(652b) Modeling of Drug Substance Manufacturing in a Multi-Purpose Plant | AIChE

(652b) Modeling of Drug Substance Manufacturing in a Multi-Purpose Plant

Authors 

This work presents different modeling strategies to address the manufacturing of drug substances in a multi-purpose plant. In multi-purpose plants the process equipment needs to have flexibility to tackle a wide range of chemical and physical operations, often with multi-phasic systems, and a broad range of solvents, temperature and pH. It is not uncommon that such process equipment in multi-purpose plants are not fully adequate to specific highly demanding chemical processes (eg a given impeller may be adequate for intense local mixing, but not fit for axial mixing of solids).
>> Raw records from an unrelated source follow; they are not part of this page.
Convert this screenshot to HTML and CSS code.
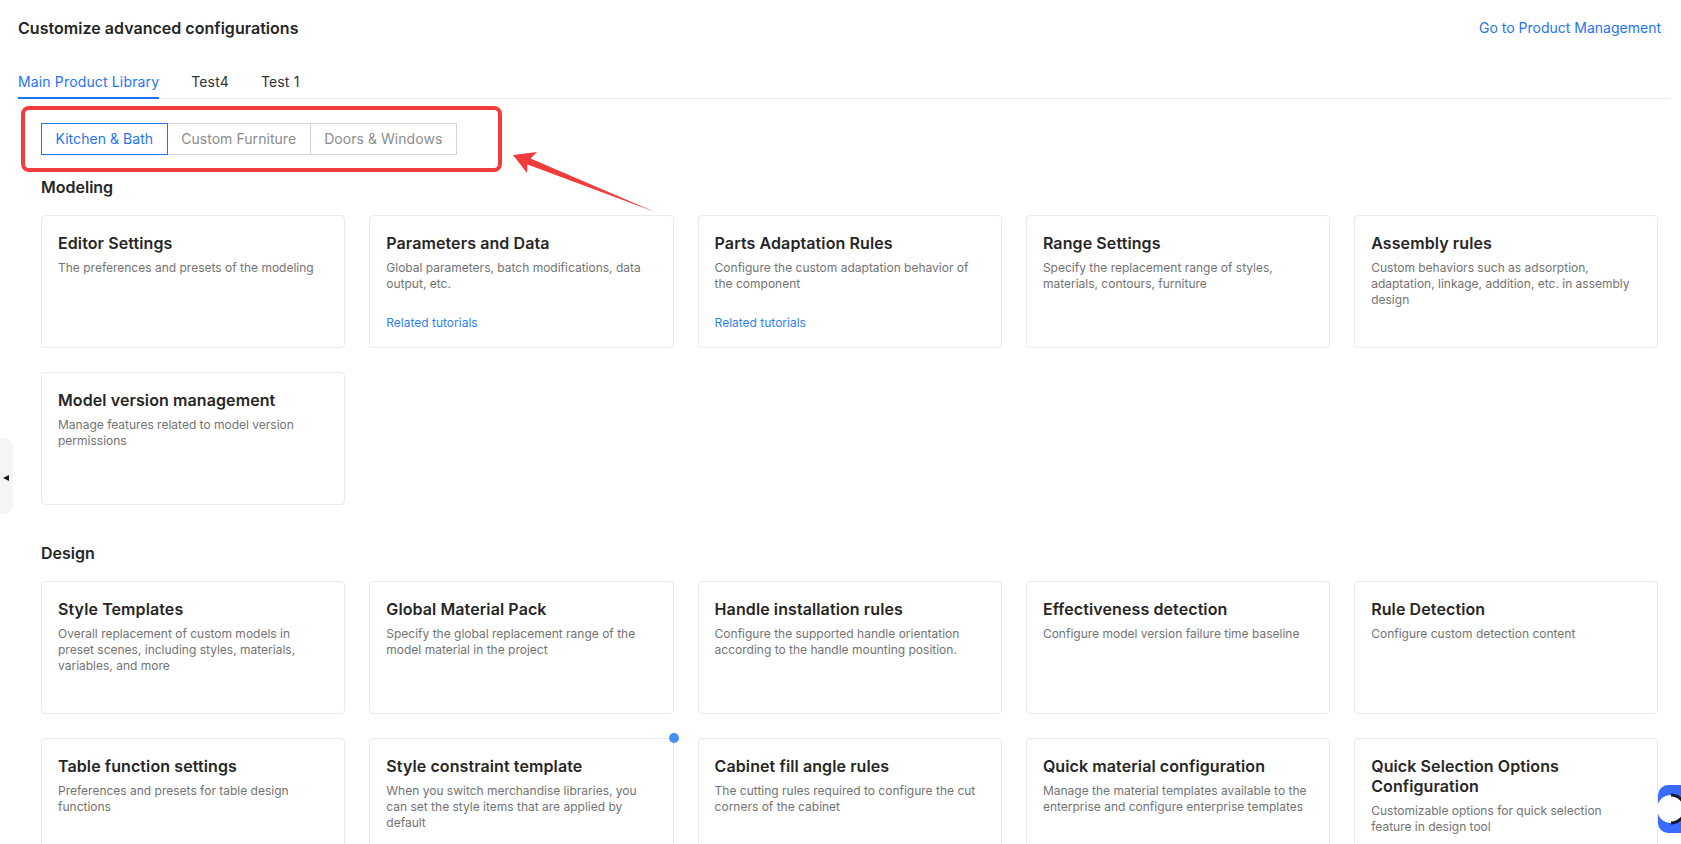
FILE: index.html
```html
<!DOCTYPE html>
<html lang="en">
<head>
<meta charset="utf-8">
<title>Customize advanced configurations</title>
<link rel="stylesheet" href="styles.css">
</head>
<body>
<div class="page">
  <header class="page-header">
    <h1 class="page-title">Customize advanced configurations</h1>
    <a class="header-link" href="#">Go to Product Management</a>
  </header>
  <nav class="tabs">
    <span class="tab tab-active">Main Product Library</span>
    <span class="tab">Test4</span>
    <span class="tab">Test 1</span>
  </nav>
  <div class="content">
    <div class="segmented">
      <span class="seg seg-active">Kitchen &amp; Bath</span>
      <span class="seg">Custom Furniture</span>
      <span class="seg">Doors &amp; Windows</span>
    </div>

    <section class="section section-first">
      <h2 class="section-title">Modeling</h2>
      <div class="card-grid">
        <div class="card"><div class="card-title">Editor Settings</div><div class="card-desc">The preferences and presets of the modeling</div></div>
        <div class="card"><div class="card-title">Parameters and Data</div><div class="card-desc">Global parameters, batch modifications, data output, etc.</div><a class="card-link" href="#">Related tutorials</a></div>
        <div class="card"><div class="card-title">Parts Adaptation Rules</div><div class="card-desc">Configure the custom adaptation behavior of the component</div><a class="card-link" href="#">Related tutorials</a></div>
        <div class="card"><div class="card-title">Range Settings</div><div class="card-desc">Specify the replacement range of styles, materials, contours, furniture</div></div>
        <div class="card"><div class="card-title">Assembly rules</div><div class="card-desc">Custom behaviors such as adsorption, adaptation, linkage, addition, etc. in assembly design</div></div>
        <div class="card"><div class="card-title">Model version management</div><div class="card-desc">Manage features related to model version permissions</div></div>
      </div>
    </section>

    <section class="section">
      <h2 class="section-title">Design</h2>
      <div class="card-grid">
        <div class="card"><div class="card-title">Style Templates</div><div class="card-desc">Overall replacement of custom models in preset scenes, including styles, materials, variables, and more</div></div>
        <div class="card"><div class="card-title">Global Material Pack</div><div class="card-desc">Specify the global replacement range of the model material in the project</div></div>
        <div class="card"><div class="card-title">Handle installation rules</div><div class="card-desc">Configure the supported handle orientation according to the handle mounting position.</div></div>
        <div class="card"><div class="card-title">Effectiveness detection</div><div class="card-desc">Configure model version failure time baseline</div></div>
        <div class="card"><div class="card-title">Rule Detection</div><div class="card-desc">Configure custom detection content</div></div>
        <div class="card"><div class="card-title">Table function settings</div><div class="card-desc">Preferences and presets for table design functions</div></div>
        <div class="card"><span class="card-dot"></span><div class="card-title">Style constraint template</div><div class="card-desc">When you switch merchandise libraries, you can set the style items that are applied by default</div></div>
        <div class="card"><div class="card-title">Cabinet fill angle rules</div><div class="card-desc">The cutting rules required to configure the cut corners of the cabinet</div></div>
        <div class="card"><div class="card-title">Quick material configuration</div><div class="card-desc">Manage the material templates available to the enterprise and configure enterprise templates</div></div>
        <div class="card"><div class="card-title">Quick Selection Options Configuration</div><div class="card-desc">Customizable options for quick selection feature in design tool</div></div>
      </div>
    </section>
  </div>
</div>

<div class="annotation-box"></div>
<svg class="annotation-arrow" width="700" height="230" viewBox="0 0 700 230">
  <polygon points="513,155 537,152 530.5,158.5 655,212 527.5,164.5 527,173" fill="#f23b3b"/>
</svg>

<div class="side-handle"><span class="side-arrow"></span></div>

<div class="float-btn">
  <svg class="float-icon" width="34" height="34" viewBox="0 0 34 34">
    <circle cx="15" cy="17" r="14" fill="#ffffff"/>
    <path d="M15 3 A14 14 0 0 1 15 31" fill="none" stroke="#15172b" stroke-width="3"/>
  </svg>
</div>
</body>
</html>
```

FILE: styles.css
```css
html, body {
  margin: 0;
  padding: 0;
  height: 100%;
  overflow: hidden;
  background: #ffffff;
}

body {
  font-family: Inter, "Noto Sans", "Liberation Sans", sans-serif;
  color: #262626;
  position: relative;
}

.page {
  padding: 16px 11px 0 18px;
}

.page-header {
  display: flex;
  justify-content: space-between;
  align-items: center;
  height: 24px;
}

.page-title {
  margin: 0;
  font-size: 16px;
  font-weight: 600;
  line-height: 24px;
  color: #262626;
  letter-spacing: 0.03px;
}

.header-link {
  font-size: 14px;
  line-height: 24px;
  color: #1f74f5;
  text-decoration: none;
  margin-right: 9px;
}

.tabs {
  margin-top: 31px;
  display: flex;
  gap: 32px;
  border-bottom: 1px solid #e9e9e9;
}

.tab {
  position: relative;
  font-size: 14px;
  line-height: 22px;
  padding-bottom: 5px;
  color: #333333;
  letter-spacing: 0.15px;
}

.tab-active {
  color: #1f74f5;
}

.tab-active::after {
  content: "";
  position: absolute;
  left: 0;
  right: 0;
  bottom: -1px;
  height: 2px;
  background: #1f74f5;
}

.content {
  padding: 0 11.5px 0 23px;
}

.segmented {
  margin-top: 24px;
  display: flex;
}

.seg {
  position: relative;
  box-sizing: border-box;
  height: 32px;
  line-height: 30px;
  padding: 0 13.5px;
  font-size: 14px;
  color: #8c8c8c;
  border: 1px solid #d4d4d4;
  background: #fff;
  letter-spacing: 0.05px;
}

.seg + .seg {
  margin-left: -1px;
}

.seg-active {
  z-index: 1;
  color: #1f74f5;
  border-color: #1f74f5;
}

.section {
  margin-top: 36px;
}

.section-first {
  margin-top: 20px;
}

.section-title {
  margin: 0 0 16px;
  font-size: 16px;
  font-weight: 600;
  line-height: 24px;
  color: #262626;
}

.card-grid {
  display: grid;
  grid-template-columns: repeat(5, 1fr);
  gap: 24px;
}

.card {
  position: relative;
  box-sizing: border-box;
  height: 133px;
  border: 1px solid #e9e9e9;
  border-radius: 4px;
  padding: 17px 16px 16px;
  display: flex;
  flex-direction: column;
}

.card-title {
  font-size: 16px;
  font-weight: 600;
  line-height: 20px;
  margin-bottom: 7px;
  color: #262626;
  letter-spacing: 0.1px;
}

.card-desc {
  font-size: 12px;
  line-height: 16.2px;
  color: #737373;
}

.card-link {
  margin-top: auto;
  font-size: 12px;
  line-height: 16px;
  color: #2f7ff7;
  text-decoration: none;
}

.card-dot {
  position: absolute;
  top: -6px;
  right: -6px;
  width: 10px;
  height: 10px;
  border-radius: 50%;
  background: #4a8ff5;
}

.annotation-box {
  position: absolute;
  left: 20.5px;
  top: 106px;
  width: 481px;
  height: 66px;
  box-sizing: border-box;
  border: 4px solid #f23b3b;
  border-radius: 8px;
}

.annotation-arrow {
  position: absolute;
  left: 0;
  top: 0;
  pointer-events: none;
}

.side-handle {
  position: absolute;
  left: 0;
  top: 438px;
  width: 13px;
  height: 76px;
  background: #f4f5f7;
  border-radius: 0 10px 10px 0;
}

.side-arrow {
  position: absolute;
  left: 3px;
  top: 37px;
  width: 0;
  height: 0;
  border-right: 6px solid #1a1a1a;
  border-top: 3.5px solid transparent;
  border-bottom: 3.5px solid transparent;
}

.float-btn {
  position: absolute;
  left: 1658px;
  top: 785px;
  width: 30px;
  height: 48px;
  background: #3a6bff;
  border-radius: 10px 0 0 10px;
}

.float-icon {
  position: absolute;
  left: -2px;
  top: 7px;
}
```
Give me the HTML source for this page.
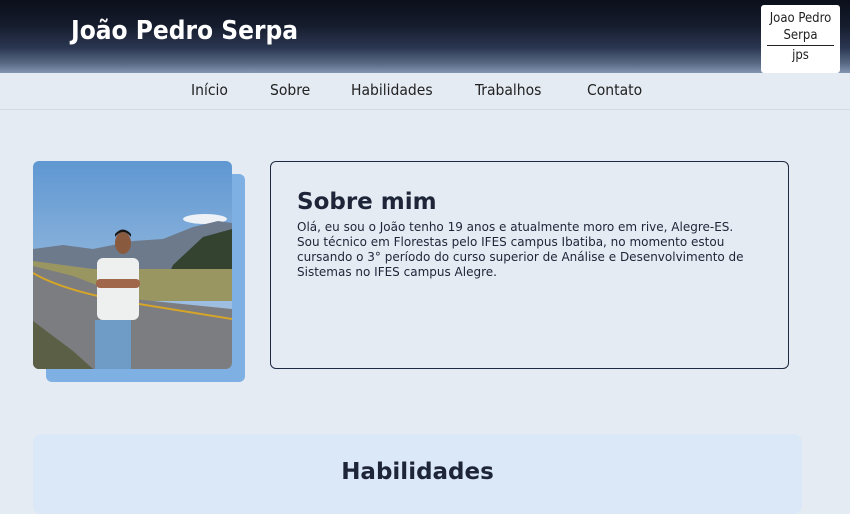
<!DOCTYPE html>
<html><head><meta charset="utf-8"><style>
*{margin:0;padding:0;box-sizing:border-box}
body{width:850px;height:499px;overflow:hidden;background:#e4ebf3;font-family:"DejaVu Sans","Liberation Sans",sans-serif;position:relative}
.hdr{position:absolute;left:0;top:0;width:850px;height:73px;background:linear-gradient(#0b0f1b 0%,#151c2d 35%,#2a3650 65%,#5b6c88 88%,#8396b0 100%)}
.hdr h1{position:absolute;left:71px;top:16px;color:#fff;font:bold 26px "DejaVu Sans Condensed","DejaVu Sans",sans-serif;letter-spacing:0}
.logo{position:absolute;left:761px;top:5px;width:79px;height:68px;background:#fff;border-radius:3px;text-align:center;font:13px "DejaVu Sans Condensed","DejaVu Sans",sans-serif;color:#222;line-height:17px;padding-top:5px}
.logo .l{width:67px;height:1px;background:#222;margin:1px auto 1px}
.nav{position:absolute;top:73px;left:0;width:850px;height:37px;border-bottom:1px solid #d4dbe4}
.nav span{position:absolute;top:8px;font:15.5px "DejaVu Sans Condensed","DejaVu Sans",sans-serif;color:#222}
.shadow{position:absolute;left:46px;top:174px;width:199px;height:208px;background:#7fb0e3;border-radius:6px}
.photo{position:absolute;left:33px;top:161px;width:199px;height:208px;border-radius:6px;overflow:hidden}
.card{position:absolute;left:270px;top:161px;width:519px;height:208px;border:1px solid #1e2a44;border-radius:6px}
.card h2{position:absolute;left:26px;top:27px;font:bold 23px "DejaVu Sans",sans-serif;color:#1e2538}
.card p{position:absolute;left:26px;top:58px;width:452px;font:12px/15px "DejaVu Sans",sans-serif;color:#1e2538}
.hab{position:absolute;left:33px;top:434px;width:769px;height:80px;background:#dbe8f8;border-radius:8px}
.hab h2{text-align:center;margin-top:25px;font:bold 23px "DejaVu Sans",sans-serif;color:#1e2538}
</style></head><body>
<div class="hdr"><h1>João Pedro Serpa</h1><div class="logo">Joao Pedro<br>Serpa<div class="l"></div>jps</div></div>
<div class="nav"><span style="left:191px">Início</span><span style="left:270px">Sobre</span><span style="left:351px">Habilidades</span><span style="left:475px">Trabalhos</span><span style="left:587px">Contato</span></div>
<div class="shadow"></div>
<div class="photo"><svg width="199" height="208" viewBox="0 0 199 208">
<defs><linearGradient id="s" x1="0" y1="0" x2="0" y2="1"><stop offset="0" stop-color="#5f97d2"/><stop offset="1" stop-color="#b9d0e6"/></linearGradient></defs>
<rect width="199" height="208" fill="url(#s)"/>
<ellipse cx="172" cy="58" rx="22" ry="5" fill="#eef2f7"/>
<polygon points="0,88 30,84 60,88 100,80 130,78 160,66 185,60 199,62 199,110 0,110" fill="#6d7a8c"/>
<polygon points="140,104 170,76 199,68 199,125 130,125" fill="#34432f"/>
<polygon points="0,100 60,108 199,108 199,140 0,140" fill="#9a9662"/>
<polygon points="0,105 40,115 100,138 199,148 199,208 0,208" fill="#7c7d80"/>
<path d="M0,112 Q30,130 100,142 L199,158" stroke="#d5a52a" stroke-width="2" fill="none"/>
<polygon points="0,160 40,190 60,208 0,208" fill="#5b5f45"/>
<rect x="64" y="97" width="42" height="62" rx="6" fill="#eef0f0"/>
<ellipse cx="90" cy="82" rx="8" ry="11" fill="#8a5a3e"/>
<path d="M82,76 Q90,66 98,76 L98,73 Q90,64 82,73Z" fill="#1a1614"/>
<rect x="63" y="118" width="44" height="9" rx="4" fill="#a0674a"/>
<rect x="62" y="159" width="36" height="49" fill="#6e9cc6"/>
</svg></div>
<div class="card"><h2>Sobre mim</h2><p>Olá, eu sou o João tenho 19 anos e atualmente moro em rive, Alegre-ES. Sou técnico em Florestas pelo IFES campus Ibatiba, no momento estou cursando o 3° período do curso superior de Análise e Desenvolvimento de Sistemas no IFES campus Alegre.</p></div>
<div class="hab"><h2>Habilidades</h2></div>
</body></html>
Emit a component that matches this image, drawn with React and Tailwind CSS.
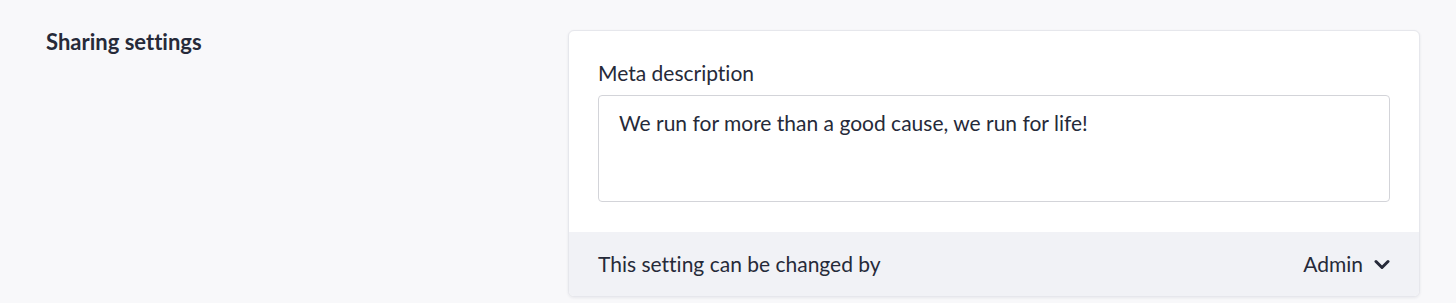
export default function App() {
  return (
    <div className="min-h-[303px] w-full bg-[#f8f8fa] font-['Lato','Liberation_Sans',sans-serif] text-[#262a39] [font-variant-ligatures:none]">
      <div className="flex pl-[46px] pr-[36px] pt-[30px]">
        {/* Left label */}
        <div className="w-[522px] shrink-0">
          <h2 className="text-[22px] font-bold leading-[24px]">Sharing settings</h2>
        </div>

        {/* Card */}
        <div className="flex-1 overflow-hidden rounded-md border border-[#e6e7ec] bg-white shadow-[0_1px_3px_rgba(30,35,60,0.08)]">
          <div className="px-[29px] pt-[28px] pb-[30px]">
            <label className="block text-[21px] leading-[28px]">Meta description</label>
            <div className="mt-[8px] h-[107px] rounded-[4px] border border-[#d3d4d9] px-[20px] pt-[13px] text-[21px] leading-[28px]">
              We run for more than a good cause, we run for life!
            </div>
          </div>
          <div className="flex h-[64px] items-center justify-between bg-[#f1f2f6] px-[29px] text-[21px] leading-[28px]">
            <span>This setting can be changed by</span>
            <span className="flex items-center gap-[11px]">
              Admin
              <svg width="16" height="11" viewBox="0 0 16 11" fill="none" stroke="currentColor" strokeWidth="3" strokeLinecap="round" strokeLinejoin="round">
                <polyline points="2,2.5 8,8.5 14,2.5" />
              </svg>
            </span>
          </div>
        </div>
      </div>
    </div>
  );
}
Hence, it is crucial to use adequate modeling tools and methodologies to optimize the process performance as much as possible considering the equipment constraints; such strategies are aligned with the Quality by Design initiave being promoted by the regulators.

The case-study to be shown comprises the scale-up of the manufacturing of two distinct drug substances from the laboratory to the same full scale reactor. The kinetics of both processes is assessed in detail in the laboratory scale through the fitting of the transient differential equations to the analytical data (using Dynochem); the intrinsic kinetics of both processes is determined through decoupling of the fluid dynamics portion of the mass transfer resistance in the kinetic constants using both Dynochem and CFD (Computational Fluid Dynamics) - this is made possible since the laboratory reactor geometry, impeller and baffle system are relatively simple. In constrast, the geometry, impeller and baffle system of the full scale reactor are not simple, so this is addressed differently. The fluid dynamics of both processes in the full scale reactor is assessed solely with CFD, which enables the determination of the local mass transfer coefficient distribution. It is then shown how the use of the local mass transfer distribution along with the intrinsic kinetics of each process enables an improved understanding of the scale-up to the full scale.